Once your schedules have been determined,
everyone’s activities, including parents’ work schedules, should be posted on
a large Family Calendar on the kitchen wall at an eye level that everyone can
see. Make the calendar easier to read by assigning a different color of ink to
each person. Children learn how to organize themselves at home. A family
calendar helps to decrease the family stress and strain which comes from
miscommunications, scheduling errors, time pressures, overload, being
over-booked or over-committed in our lives. As an accurate reflection of your
busy-ness, the calendar can also help you to monitor the delicate balance in
work vs. play time with your family, with your mate, and in the time you take
for yourself.
Today’s children witness problems far beyond
the scope of what children ought to see.
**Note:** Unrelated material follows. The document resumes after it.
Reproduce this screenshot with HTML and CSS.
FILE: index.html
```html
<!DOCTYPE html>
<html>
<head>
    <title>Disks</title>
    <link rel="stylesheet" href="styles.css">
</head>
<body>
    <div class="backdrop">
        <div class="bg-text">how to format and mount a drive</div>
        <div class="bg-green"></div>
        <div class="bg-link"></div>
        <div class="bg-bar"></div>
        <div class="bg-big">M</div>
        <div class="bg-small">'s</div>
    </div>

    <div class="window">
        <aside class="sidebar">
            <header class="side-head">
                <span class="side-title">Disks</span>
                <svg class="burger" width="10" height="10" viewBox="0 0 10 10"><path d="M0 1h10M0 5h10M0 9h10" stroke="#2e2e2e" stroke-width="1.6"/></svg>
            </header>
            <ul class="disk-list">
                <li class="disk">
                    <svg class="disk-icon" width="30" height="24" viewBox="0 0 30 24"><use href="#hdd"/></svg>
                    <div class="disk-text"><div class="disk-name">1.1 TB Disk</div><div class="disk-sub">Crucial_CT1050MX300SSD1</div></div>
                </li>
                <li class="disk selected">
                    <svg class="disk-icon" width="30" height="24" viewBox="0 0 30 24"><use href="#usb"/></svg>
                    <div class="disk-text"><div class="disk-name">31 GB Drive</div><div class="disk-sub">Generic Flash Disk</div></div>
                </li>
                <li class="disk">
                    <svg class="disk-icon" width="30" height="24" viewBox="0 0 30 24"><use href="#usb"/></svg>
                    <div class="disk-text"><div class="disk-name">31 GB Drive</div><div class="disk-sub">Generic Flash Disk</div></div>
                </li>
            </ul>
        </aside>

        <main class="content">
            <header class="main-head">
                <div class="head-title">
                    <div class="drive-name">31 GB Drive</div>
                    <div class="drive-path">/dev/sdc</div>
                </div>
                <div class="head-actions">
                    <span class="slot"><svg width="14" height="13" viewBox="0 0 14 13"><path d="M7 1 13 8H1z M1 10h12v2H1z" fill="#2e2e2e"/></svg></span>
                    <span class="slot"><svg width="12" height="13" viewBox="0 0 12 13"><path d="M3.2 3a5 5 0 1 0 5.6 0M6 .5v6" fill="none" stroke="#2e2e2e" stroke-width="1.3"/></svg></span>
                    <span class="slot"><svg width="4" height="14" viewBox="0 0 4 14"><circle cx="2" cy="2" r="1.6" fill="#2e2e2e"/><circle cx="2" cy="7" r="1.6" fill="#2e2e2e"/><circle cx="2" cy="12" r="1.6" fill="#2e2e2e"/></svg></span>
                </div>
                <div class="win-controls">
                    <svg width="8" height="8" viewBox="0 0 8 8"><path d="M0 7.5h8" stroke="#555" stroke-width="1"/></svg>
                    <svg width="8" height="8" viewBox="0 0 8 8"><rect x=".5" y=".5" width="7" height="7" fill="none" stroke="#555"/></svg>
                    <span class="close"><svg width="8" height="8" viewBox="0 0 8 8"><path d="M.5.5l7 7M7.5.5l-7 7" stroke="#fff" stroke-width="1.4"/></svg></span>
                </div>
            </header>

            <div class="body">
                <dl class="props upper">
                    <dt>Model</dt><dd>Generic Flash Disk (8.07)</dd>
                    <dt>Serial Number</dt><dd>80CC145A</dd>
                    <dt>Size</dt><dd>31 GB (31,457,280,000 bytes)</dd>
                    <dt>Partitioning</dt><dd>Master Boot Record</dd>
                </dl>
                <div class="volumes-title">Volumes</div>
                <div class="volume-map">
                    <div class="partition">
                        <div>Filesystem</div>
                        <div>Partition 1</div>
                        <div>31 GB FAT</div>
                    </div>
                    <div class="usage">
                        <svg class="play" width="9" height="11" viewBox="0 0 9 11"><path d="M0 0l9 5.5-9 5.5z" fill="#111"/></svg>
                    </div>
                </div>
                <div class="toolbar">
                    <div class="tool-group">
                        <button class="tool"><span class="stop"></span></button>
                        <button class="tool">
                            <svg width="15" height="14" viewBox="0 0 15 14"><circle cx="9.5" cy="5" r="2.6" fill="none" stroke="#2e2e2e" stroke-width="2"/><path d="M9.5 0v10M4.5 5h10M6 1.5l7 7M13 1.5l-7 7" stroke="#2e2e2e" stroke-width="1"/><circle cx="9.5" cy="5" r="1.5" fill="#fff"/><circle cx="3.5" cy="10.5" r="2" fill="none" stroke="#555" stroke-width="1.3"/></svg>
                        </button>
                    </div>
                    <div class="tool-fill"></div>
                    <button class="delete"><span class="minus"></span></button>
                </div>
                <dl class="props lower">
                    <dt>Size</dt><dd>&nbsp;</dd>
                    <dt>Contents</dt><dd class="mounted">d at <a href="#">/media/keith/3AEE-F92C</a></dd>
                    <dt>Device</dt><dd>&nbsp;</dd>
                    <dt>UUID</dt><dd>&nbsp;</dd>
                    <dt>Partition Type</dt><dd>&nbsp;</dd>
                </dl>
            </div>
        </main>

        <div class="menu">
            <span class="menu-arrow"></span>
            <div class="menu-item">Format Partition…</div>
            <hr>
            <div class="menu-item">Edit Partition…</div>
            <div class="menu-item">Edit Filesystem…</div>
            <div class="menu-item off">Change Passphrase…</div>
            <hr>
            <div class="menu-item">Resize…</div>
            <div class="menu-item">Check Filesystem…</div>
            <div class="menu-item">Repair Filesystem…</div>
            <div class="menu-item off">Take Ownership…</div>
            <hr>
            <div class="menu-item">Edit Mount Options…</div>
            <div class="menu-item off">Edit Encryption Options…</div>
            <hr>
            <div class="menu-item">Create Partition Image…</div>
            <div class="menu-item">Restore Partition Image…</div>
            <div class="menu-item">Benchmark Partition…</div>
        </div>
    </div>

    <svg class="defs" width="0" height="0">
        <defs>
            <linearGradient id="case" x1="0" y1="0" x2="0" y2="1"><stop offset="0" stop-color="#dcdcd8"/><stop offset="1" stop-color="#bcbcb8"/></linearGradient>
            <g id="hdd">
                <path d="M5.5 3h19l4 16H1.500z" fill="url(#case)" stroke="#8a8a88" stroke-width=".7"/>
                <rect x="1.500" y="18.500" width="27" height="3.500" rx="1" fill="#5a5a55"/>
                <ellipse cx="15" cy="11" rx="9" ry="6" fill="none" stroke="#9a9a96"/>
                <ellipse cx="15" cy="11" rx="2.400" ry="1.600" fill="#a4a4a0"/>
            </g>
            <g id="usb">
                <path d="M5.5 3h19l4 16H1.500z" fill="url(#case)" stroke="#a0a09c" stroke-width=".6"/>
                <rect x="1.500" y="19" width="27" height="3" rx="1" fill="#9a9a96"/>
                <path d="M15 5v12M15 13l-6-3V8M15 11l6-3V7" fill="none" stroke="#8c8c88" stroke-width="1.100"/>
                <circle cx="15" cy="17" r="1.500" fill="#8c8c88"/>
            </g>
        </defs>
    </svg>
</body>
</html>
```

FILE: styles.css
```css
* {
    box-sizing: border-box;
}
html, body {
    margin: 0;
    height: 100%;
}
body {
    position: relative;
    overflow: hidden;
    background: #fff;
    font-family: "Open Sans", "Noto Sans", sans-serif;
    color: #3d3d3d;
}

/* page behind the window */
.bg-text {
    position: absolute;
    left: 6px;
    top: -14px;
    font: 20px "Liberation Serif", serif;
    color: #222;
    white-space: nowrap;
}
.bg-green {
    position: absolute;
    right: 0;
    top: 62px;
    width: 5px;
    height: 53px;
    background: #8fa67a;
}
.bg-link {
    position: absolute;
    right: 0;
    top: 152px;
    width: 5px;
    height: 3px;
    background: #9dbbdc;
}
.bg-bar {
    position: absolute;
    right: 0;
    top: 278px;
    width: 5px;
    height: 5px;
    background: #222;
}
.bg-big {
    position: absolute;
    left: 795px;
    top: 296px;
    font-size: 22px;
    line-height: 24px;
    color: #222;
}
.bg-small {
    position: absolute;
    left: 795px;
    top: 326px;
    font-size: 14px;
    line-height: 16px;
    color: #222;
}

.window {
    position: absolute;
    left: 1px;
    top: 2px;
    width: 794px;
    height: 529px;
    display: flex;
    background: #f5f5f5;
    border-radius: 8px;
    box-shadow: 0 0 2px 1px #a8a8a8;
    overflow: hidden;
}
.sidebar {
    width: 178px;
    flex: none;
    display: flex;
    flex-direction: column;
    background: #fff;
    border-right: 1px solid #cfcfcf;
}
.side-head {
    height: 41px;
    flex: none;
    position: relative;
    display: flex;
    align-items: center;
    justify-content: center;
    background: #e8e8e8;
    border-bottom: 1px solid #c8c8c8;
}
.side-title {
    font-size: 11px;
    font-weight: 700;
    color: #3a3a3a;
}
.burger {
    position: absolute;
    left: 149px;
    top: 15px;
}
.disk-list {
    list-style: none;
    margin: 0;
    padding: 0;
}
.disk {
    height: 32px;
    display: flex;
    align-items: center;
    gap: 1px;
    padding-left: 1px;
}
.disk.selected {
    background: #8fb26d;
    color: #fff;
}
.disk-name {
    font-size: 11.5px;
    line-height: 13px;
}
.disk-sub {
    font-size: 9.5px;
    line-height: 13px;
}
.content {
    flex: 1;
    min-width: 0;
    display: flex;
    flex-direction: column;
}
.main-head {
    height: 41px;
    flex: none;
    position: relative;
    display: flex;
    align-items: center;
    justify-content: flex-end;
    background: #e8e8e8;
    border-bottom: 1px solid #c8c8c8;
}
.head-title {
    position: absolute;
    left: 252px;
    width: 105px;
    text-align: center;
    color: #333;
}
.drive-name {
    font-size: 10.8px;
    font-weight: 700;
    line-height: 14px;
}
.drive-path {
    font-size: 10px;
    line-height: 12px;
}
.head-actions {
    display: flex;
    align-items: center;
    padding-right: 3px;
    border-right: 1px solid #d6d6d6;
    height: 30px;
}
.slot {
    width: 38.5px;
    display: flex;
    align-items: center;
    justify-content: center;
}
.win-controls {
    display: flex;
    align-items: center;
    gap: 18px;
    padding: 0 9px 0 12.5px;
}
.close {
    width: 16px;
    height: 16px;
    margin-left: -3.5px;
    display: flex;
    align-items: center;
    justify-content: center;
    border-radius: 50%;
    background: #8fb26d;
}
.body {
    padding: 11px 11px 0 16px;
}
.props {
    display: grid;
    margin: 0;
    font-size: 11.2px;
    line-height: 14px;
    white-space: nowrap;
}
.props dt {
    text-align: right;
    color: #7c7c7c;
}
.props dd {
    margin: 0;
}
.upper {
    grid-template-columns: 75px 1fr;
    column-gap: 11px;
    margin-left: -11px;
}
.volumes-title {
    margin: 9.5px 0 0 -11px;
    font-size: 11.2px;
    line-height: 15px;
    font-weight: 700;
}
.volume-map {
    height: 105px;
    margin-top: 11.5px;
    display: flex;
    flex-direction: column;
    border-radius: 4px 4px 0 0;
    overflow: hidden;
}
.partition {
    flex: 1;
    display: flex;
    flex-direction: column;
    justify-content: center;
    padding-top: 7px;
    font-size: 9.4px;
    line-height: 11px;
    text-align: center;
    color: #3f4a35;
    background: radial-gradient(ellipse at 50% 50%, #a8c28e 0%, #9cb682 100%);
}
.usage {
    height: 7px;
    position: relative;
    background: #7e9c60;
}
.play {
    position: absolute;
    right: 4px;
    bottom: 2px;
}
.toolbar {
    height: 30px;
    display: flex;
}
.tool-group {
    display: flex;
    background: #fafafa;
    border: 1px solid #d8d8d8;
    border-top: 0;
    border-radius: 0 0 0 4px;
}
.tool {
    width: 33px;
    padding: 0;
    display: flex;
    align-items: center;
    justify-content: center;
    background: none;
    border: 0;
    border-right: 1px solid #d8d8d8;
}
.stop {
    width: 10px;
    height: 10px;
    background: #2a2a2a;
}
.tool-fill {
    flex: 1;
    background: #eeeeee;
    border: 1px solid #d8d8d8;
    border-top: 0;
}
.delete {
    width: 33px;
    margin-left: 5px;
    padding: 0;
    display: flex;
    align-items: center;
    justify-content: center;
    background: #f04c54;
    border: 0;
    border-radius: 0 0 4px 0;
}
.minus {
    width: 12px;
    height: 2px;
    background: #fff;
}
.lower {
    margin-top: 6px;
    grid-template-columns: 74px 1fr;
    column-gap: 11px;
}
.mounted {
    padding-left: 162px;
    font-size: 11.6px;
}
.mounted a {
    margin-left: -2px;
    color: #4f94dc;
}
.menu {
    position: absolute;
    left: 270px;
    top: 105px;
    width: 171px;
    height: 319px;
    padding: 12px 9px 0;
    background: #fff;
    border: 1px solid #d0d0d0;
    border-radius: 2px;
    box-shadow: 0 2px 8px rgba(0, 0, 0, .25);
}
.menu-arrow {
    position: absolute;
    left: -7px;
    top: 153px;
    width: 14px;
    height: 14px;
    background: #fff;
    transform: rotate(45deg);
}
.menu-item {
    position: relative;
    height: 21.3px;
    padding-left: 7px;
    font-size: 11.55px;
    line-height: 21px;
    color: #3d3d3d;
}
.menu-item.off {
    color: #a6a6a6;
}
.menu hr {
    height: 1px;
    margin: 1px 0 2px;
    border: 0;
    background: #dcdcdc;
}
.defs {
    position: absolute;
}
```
Fortunately or unfortunately, their
responses will reflect what they learn at home. Some children, like their
parents, will learn to throw temper tantrums, to strike out at others, or react
to problems by turning to drugs and alcohol. Other kids, like their parents,
will learn to volunteer to help their neighbors and those less fortunate, they
will learn how to pull together through hard times, and they will learn creative
ways to solve problems. There is no doubt that we live in difficult times. And
while we cannot help our children solve all of their problems, we can offer them
our love and emotional support and at this time of year, we can remind them of
that time-honored tradition of the “clean slate”.